Richard Ulrych, vice president of the American industrial think tank Science History Consultants, said: “According to a recent ranking of chemical companies, SABIC ranks fourth in terms of sales. Only Germany’s BASF, China’s Sinopec and USA’s Dow Chemical are ranked above it in this respect.”
The Clariant deal marks a significant expansion into the fast-growing field of speciality chemicals, seen by the experts as a high growth area for the future.
In common with many global industrial companies, SABIC has been increasingly aware of issues of sustainability and the environment, and now places these high up on the list of its corporate and social responsibilities (CSR).
What SABIC describes as the “circular economy” within the company reuses operational wastes in the largest facility of its kind in the world to capture and purify water used in the industrial processes, while also using renewable chemical feedstocks that minimize fossil fuel depletion.
In human capital development, SABIC has launched the Leadership Way program to build executive skill within the organization, and runs more than 6,000 courses to enhance employee skills. Some $57.5m was spent on initiatives in CSR in 2017. One future aim is to increase the level of female participation in the SABIC workforce, which stands at 7.2 percent.
SABIC has come a long way from the days of gas flaring and the Jubail-Yanbu pipeline. Anthony Harris, a former British diplomat in Saudi Arabia turned Gulf businessman, said: “SABIC has been one of the great success stories of the region. Now it is a global player and overall production has grown hugely since its inception.

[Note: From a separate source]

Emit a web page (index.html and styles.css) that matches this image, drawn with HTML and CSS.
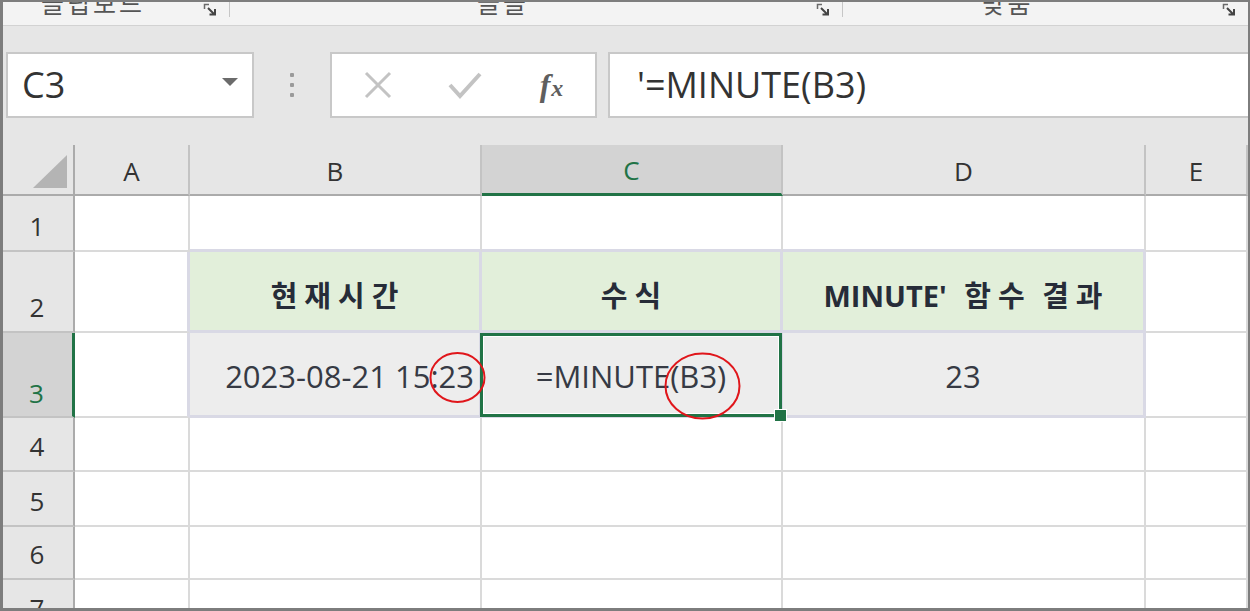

“Like its elder brother ARAMCO, SABIC draws on a wide range of international talent to keep it in the forefront of technical excellence, particularly in the production of new chemicals,” Harris added. “It has enshrined sustainability in its business plan. It is a model in the region for using its industrial strategy to develop employment opportunities for young Saudis in a constantly expanding field.”